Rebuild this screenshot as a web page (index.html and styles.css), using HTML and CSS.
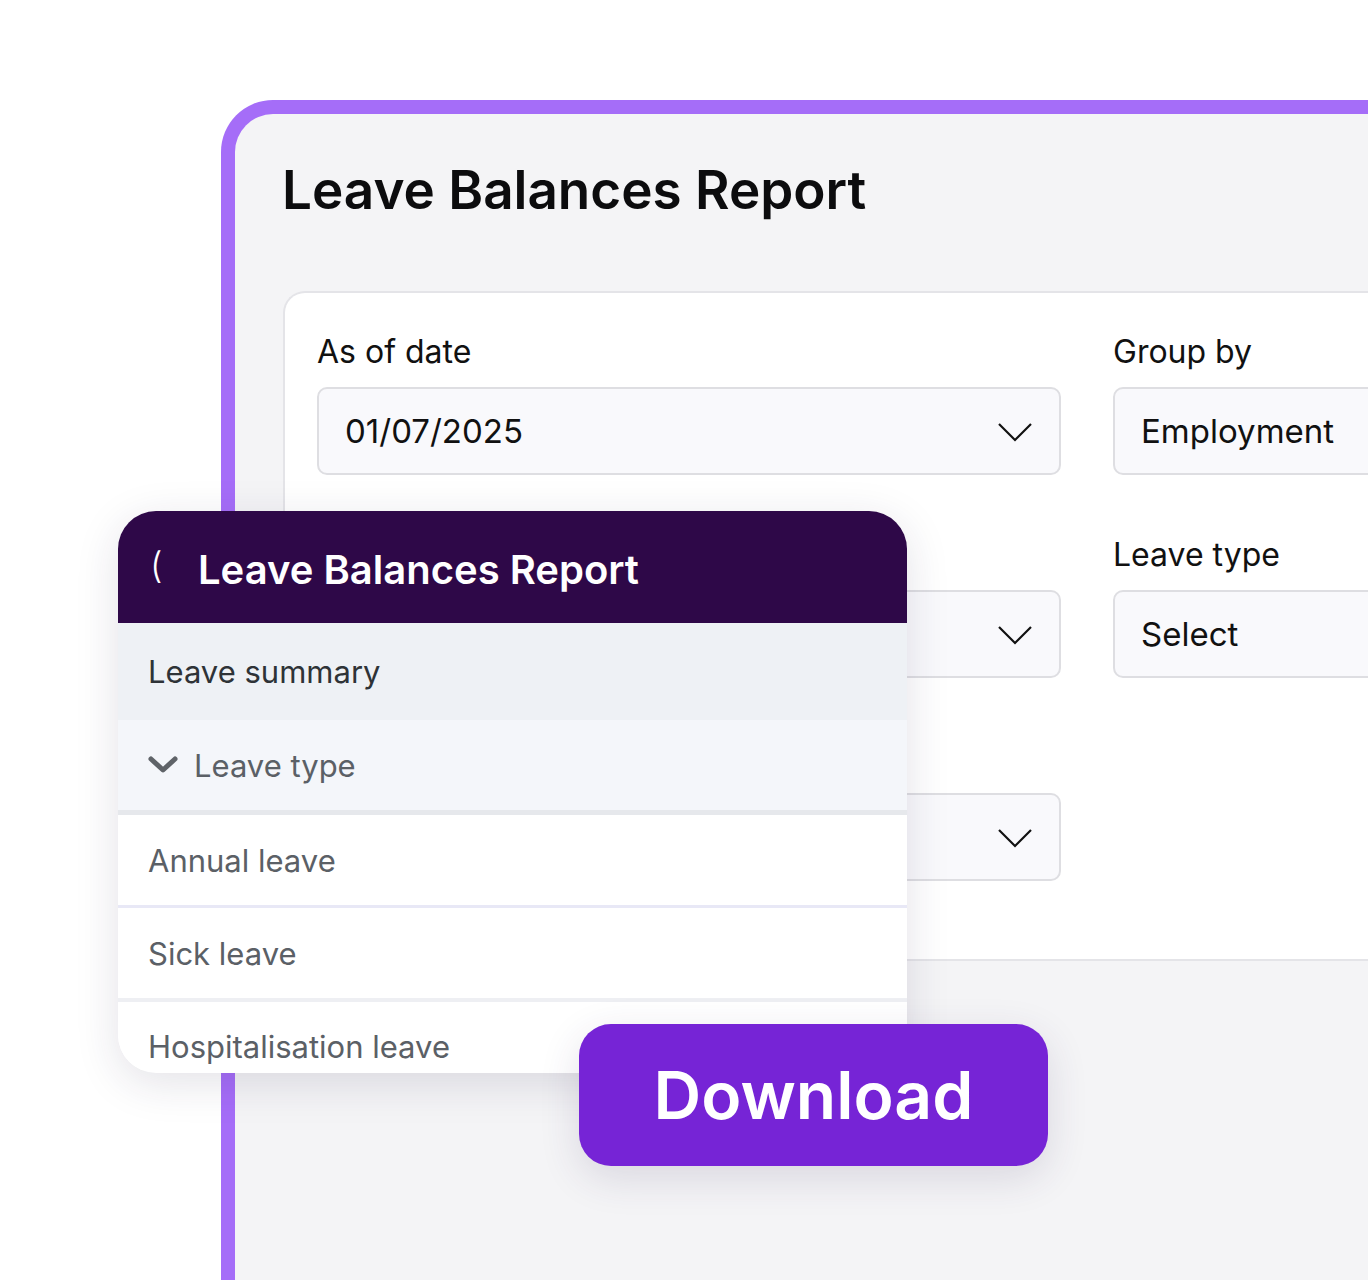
FILE: index.html
```html
<!DOCTYPE html>
<html lang="en">
<head>
  <meta charset="UTF-8" />
  <meta name="viewport" content="width=device-width, initial-scale=1.0"/>
  <title>Leave Balances Report</title>
  <link rel="stylesheet" href="styles.css">
</head>
<body>
  <div class="frame">
    <div class="screen">
      <h1 class="page-title">Leave Balances Report</h1>

      <div class="filter-card">
        <div class="field">
          <label>As of date</label>
          <div class="select">
            <span>01/07/2025</span>
            <svg class="caret" width="36" height="20" viewBox="0 0 36 20"><path d="M2 2 L18 18 L34 2" fill="none" stroke="#111" stroke-width="2.2"/></svg>
          </div>
        </div>
        <div class="field">
          <label>Group by</label>
          <div class="select"><span>Employment</span></div>
        </div>

        <div class="field">
          <label></label>
          <div class="select">
            <span></span>
            <svg class="caret" width="36" height="20" viewBox="0 0 36 20"><path d="M2 2 L18 18 L34 2" fill="none" stroke="#111" stroke-width="2.2"/></svg>
          </div>
        </div>
        <div class="field">
          <label>Leave type</label>
          <div class="select"><span>Select</span></div>
        </div>

        <div class="field">
          <label></label>
          <div class="select">
            <span></span>
            <svg class="caret" width="36" height="20" viewBox="0 0 36 20"><path d="M2 2 L18 18 L34 2" fill="none" stroke="#111" stroke-width="2.2"/></svg>
          </div>
        </div>
      </div>
    </div>
  </div>

  <!-- mobile menu floating over the report -->
  <div class="mobile-panel">
    <div class="panel-head">
      <span class="back">(</span>
      <span class="panel-title">Leave Balances Report</span>
    </div>
    <div class="row row-summary">Leave summary</div>
    <div class="row row-group">
      <svg width="30" height="20" viewBox="0 0 30 20"><path d="M3 4 L15 15 L27 4" fill="none" stroke="#5f6368" stroke-width="5" stroke-linecap="round" stroke-linejoin="round"/></svg>
      Leave type
    </div>
    <div class="row row-item">Annual leave</div>
    <div class="row row-item sep-lav">Sick leave</div>
    <div class="row row-item row-last">Hospitalisation leave</div>
  </div>

  <button class="download-btn">Download</button>
</body>
</html>
```

FILE: styles.css
```css
body {
  margin: 0;
  background: #fff;
  font-family: Inter, "Noto Sans", sans-serif;
  width: 1368px;
  height: 1280px;
  overflow: hidden;
  position: relative;
}

.frame {
  margin: 100px 0 0 221px;
  width: 1147px;
  height: 1180px;
  background: #a56df8;
  border-radius: 52px 0 0 0;
  padding: 14px 0 0 14px;
  box-sizing: border-box;
}

.screen {
  background: #f4f4f6;
  height: 100%;
  border-radius: 38px 0 0 0;
  padding: 44px 0 0 47px;
  box-sizing: border-box;
  overflow: hidden;
}

.page-title {
  margin: 0 0 69px;
  font-size: 53px;
  font-weight: 600;
  color: #0c0c0e;
  line-height: 64px;
  white-space: nowrap;
}

.filter-card {
  margin-left: 1px;
  width: 1100px;
  background: #fff;
  border: 2px solid #e4e4e8;
  border-right: none;
  border-radius: 22px 0 0 22px;
  padding: 39px 0 78px 32px;
  box-sizing: border-box;
  display: grid;
  grid-template-columns: 744px 400px;
  column-gap: 52px;
  row-gap: 60px;
}

.field label {
  display: block;
  height: 40px;
  font-size: 32px;
  line-height: 40px;
  color: #111;
  margin-bottom: 15px;
}

.select {
  height: 88px;
  box-sizing: border-box;
  border: 2px solid #dedee2;
  border-radius: 10px;
  background: #f9f9fc;
  display: flex;
  align-items: center;
  justify-content: space-between;
  padding: 0 26px 0 26px;
  font-size: 33px;
  color: #111;
}

.caret {
  margin-top: 2px;
}

.mobile-panel {
  position: absolute;
  left: 118px;
  top: 511px;
  width: 789px;
  height: 562px;
  background: #fff;
  border-radius: 38px;
  overflow: hidden;
  box-shadow: 0 10px 44px rgba(40, 30, 70, 0.13);
}

.panel-head {
  height: 112px;
  background: #2e0848;
  display: flex;
  align-items: center;
  padding-left: 32px;
  color: #fff;
}

.back {
  font-size: 36px;
  font-weight: 300;
  width: 48px;
  margin-top: -4px;
}

.panel-title {
  font-size: 40px;
  font-weight: 600;
  margin-top: 4px;
}

.row {
  display: flex;
  align-items: center;
  padding-left: 30px;
  font-size: 31px;
  color: #5b6066;
  box-sizing: border-box;
}

.row-summary {
  height: 97px;
  background: #eef1f5;
  color: #2e3337;
}

.row-group {
  height: 95px;
  background: #f4f6fa;
  border-bottom: 5px solid #e6e8ec;
  gap: 16px;
}

.row-item {
  height: 90px;
  background: #fff;
}

.sep-lav {
  border-top: 3px solid #e8e8f6;
  height: 93px;
}

.row-last {
  border-top: 4px solid #eeeff3;
  height: 72px;
  padding-top: 20px;
}

.download-btn {
  position: absolute;
  left: 579px;
  top: 1024px;
  width: 469px;
  height: 142px;
  border: none;
  border-radius: 32px;
  background: #7624d6;
  color: #fff;
  font-family: Inter, "Noto Sans", sans-serif;
  font-size: 66px;
  font-weight: 600;
  box-shadow: 0 12px 40px rgba(60, 40, 90, 0.14);
}
```
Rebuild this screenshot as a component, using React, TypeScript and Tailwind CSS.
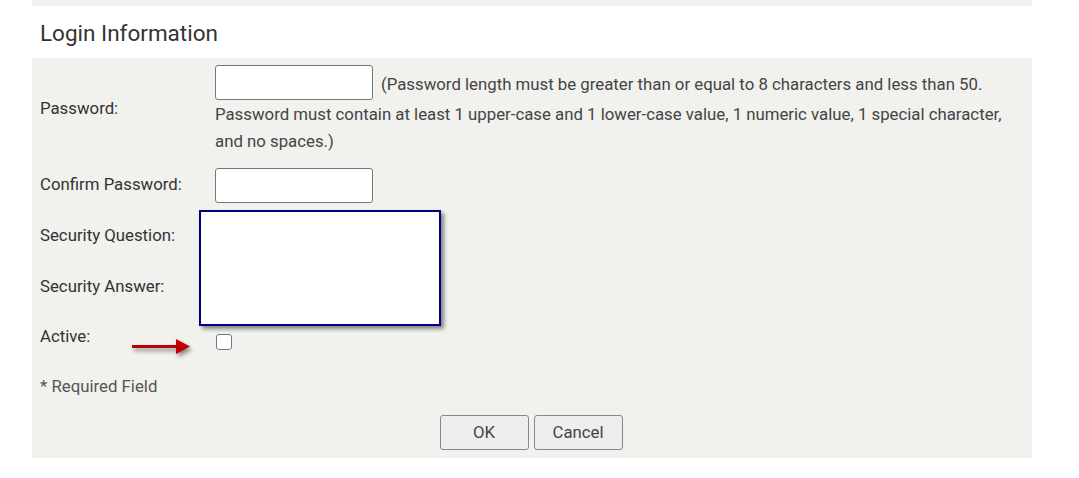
import React from "react";

const font = { fontFamily: "Roboto, 'Noto Sans', sans-serif" };

export default function App() {
  return (
    <div className="w-[1079px] h-[478px] bg-white text-[#333]" style={font}>
      <div className="ml-8 w-[1000px] h-[6px] bg-[#f1f1ed]" />
      <h2 className="ml-10 h-[52px] pt-[3px] flex items-center text-[22.5px] leading-none text-[#333]">
        Login Information
      </h2>

      <div className="relative ml-8 w-[1000px] h-[400px] bg-[#f1f1ed] pl-2 text-[16.8px]">
        {/* Password */}
        <div className="grid grid-cols-[175px_1fr] h-[102px]">
          <div className="flex items-center">Password:</div>
          <div className="pt-[7px] leading-[30px] text-[#444]">
            <div className="flex items-center gap-2 h-[35px]">
              <input type="password" className="w-[158px] h-[35px] bg-white border border-[#777] rounded-[3px]" />
              <span className="pt-[3px]">(Password length must be greater than or equal to 8 characters and less than 50.</span>
            </div>
            <div className="-mt-[1px]">Password must contain at least 1 upper-case and 1 lower-case value, 1 numeric value, 1 special character,</div>
            <div className="-mt-[3px]">and no spaces.)</div>
          </div>
        </div>

        {/* Confirm */}
        <div className="grid grid-cols-[175px_1fr] h-[50px] items-center">
          <div>Confirm Password:</div>
          <input type="password" className="w-[158px] h-[35px] bg-white border border-[#777] rounded-[3px]" />
        </div>

        <div className="grid grid-cols-[175px_1fr] h-[52px] items-center">
          <div>Security Question:</div>
          <div />
        </div>
        <div className="grid grid-cols-[175px_1fr] h-[50px] items-center">
          <div>Security Answer:</div>
          <div />
        </div>

        {/* Active */}
        <div className="relative grid grid-cols-[175px_1fr] h-[50px] items-center">
          <div>Active:</div>
          <div className="pt-[10px]">
            <div className="ml-px w-4 h-4 bg-white border border-[#777] rounded-[3px]" />
          </div>
          <svg
            className="absolute left-[92px] top-[27px] drop-shadow-[2px_3px_2px_rgba(0,0,0,0.45)]"
            width="62"
            height="18"
            viewBox="0 0 62 18"
          >
            <rect x="0" y="6" width="46" height="3" fill="#c00000" />
            <polygon points="44,0 58,7.5 44,15" fill="#c00000" />
          </svg>
        </div>

        <div className="h-[50px] flex items-center text-[#555]">* Required Field</div>

        <div className="flex justify-center gap-[5px] pt-[3px] pr-[10px]">
          <button className="w-[89px] h-[35px] bg-[#eeeeee] border border-[#888] rounded-[3px] text-[#444]">OK</button>
          <button className="w-[89px] h-[35px] bg-[#eeeeee] border border-[#888] rounded-[3px] text-[#444]">Cancel</button>
        </div>

        {/* overlay box */}
        <div className="absolute left-[167px] top-[152px] w-[242px] h-[116px] bg-white border-2 border-[#000080] shadow-[3px_3px_4px_rgba(0,0,0,0.45)]" />
      </div>
    </div>
  );
}
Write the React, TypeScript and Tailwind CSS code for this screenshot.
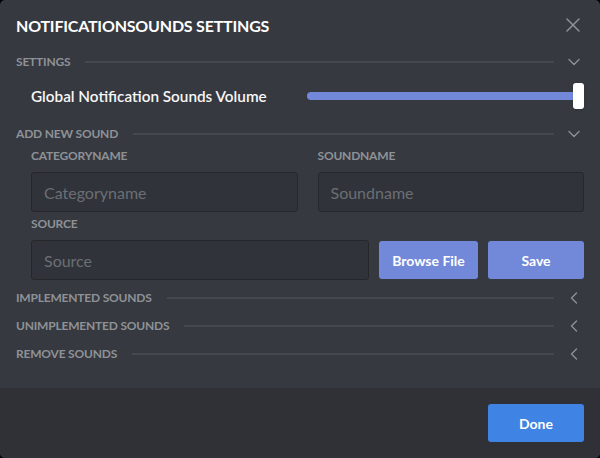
import { X, ChevronDown, ChevronLeft } from "lucide-react"

const font = { fontFamily: "Lato, 'Open Sans', sans-serif" }

function SectionHeader({ title, open }: { title: string; open?: boolean }) {
  return (
    <div className="flex h-7 items-center">
      <span className="text-[12px] font-bold uppercase leading-none tracking-[-0.2px] text-[#8e9297]">{title}</span>
      <div className="ml-[15px] h-[2px] flex-1 bg-[#45484e]" />
      <div className="ml-[10px] flex w-5 justify-center text-[#8e9297]">
        {open ? (
          <ChevronDown className="h-5 w-5" strokeWidth={1.6} />
        ) : (
          <ChevronLeft className="h-5 w-5" strokeWidth={1.6} />
        )}
      </div>
    </div>
  )
}

function Field({ label, placeholder }: { label: string; placeholder: string }) {
  return (
    <div className="flex flex-col">
      <div className="flex h-4 items-center text-[12px] font-bold uppercase leading-none tracking-[-0.2px] text-[#8e9297]">{label}</div>
      <input
        placeholder={placeholder}
        className="mt-2 h-10 w-full rounded-[3px] border border-[#25272b] bg-[#303339] px-3 text-[16px] text-[#dcddde] outline-none placeholder:text-[#6b6f75]"
      />
    </div>
  )
}

export default function App() {
  return (
    <div className="h-[458px] w-[600px] bg-black" style={font}>
      <div className="flex h-full w-full flex-col overflow-hidden rounded-[5px] bg-[#36393f]">
        {/* Body */}
        <div className="flex-1 px-4">
          <div className="flex h-[48px] items-center justify-between pt-[3px]">
            <h2 className="text-[16px] font-bold uppercase leading-none tracking-[-0.2px] text-white">NotificationSounds Settings</h2>
            <button className="-mr-[1px] -mt-[2px] text-[#8e9297]">
              <X className="h-6 w-6" strokeWidth={1.5} />
            </button>
          </div>

          <SectionHeader title="Settings" open />

          <div className="flex h-[40px] items-center pl-[15px]">
            <span className="flex-1 text-[15.3px] font-semibold text-[#f6f6f7]">Global Notification Sounds Volume</span>
            <div className="relative flex h-[26px] w-[277px] items-center">
              <div className="h-2 w-full rounded-full bg-[#7289da]" />
              <div className="absolute right-0 top-0 h-[26px] w-[11px] rounded-[3px] bg-white shadow" />
            </div>
          </div>

          <div className="mt-[4px]">
            <SectionHeader title="Add new sound" open />
          </div>

          <div className="pl-[15px]">
            <div className="grid grid-cols-2 gap-5">
              <Field label="Categoryname" placeholder="Categoryname" />
              <Field label="Soundname" placeholder="Soundname" />
            </div>
            <div className="mt-1 flex h-4 items-center text-[12px] font-bold uppercase leading-none tracking-[-0.2px] text-[#8e9297]">Source</div>
            <div className="mt-2 flex gap-[10px]">
              <input
                placeholder="Source"
                className="h-10 flex-1 rounded-[3px] border border-[#25272b] bg-[#303339] px-3 text-[16px] text-[#dcddde] outline-none placeholder:text-[#6b6f75]"
              />
              <button className="my-px h-[38px] w-[99px] rounded-[3px] bg-[#7289da] text-[14px] font-bold text-white">Browse File</button>
              <button className="my-px h-[38px] w-[96px] rounded-[3px] bg-[#7289da] text-[14px] font-bold text-white">Save</button>
            </div>
          </div>

          <div className="mt-1">
            <SectionHeader title="Implemented sounds" />
            <SectionHeader title="Unimplemented sounds" />
            <SectionHeader title="Remove sounds" />
          </div>
        </div>

        {/* Footer */}
        <div className="flex h-[70px] items-center justify-end bg-[#2f3136] px-4">
          <button className="h-[38px] w-[96px] rounded-[3px] bg-[#3f83e4] text-[14px] font-bold text-white">Done</button>
        </div>
      </div>
    </div>
  )
}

----------

WORK REQUIRED: Look through the material and say how many lines hold "TypeScript". Give the number only.

RIGHT ANSWER: 2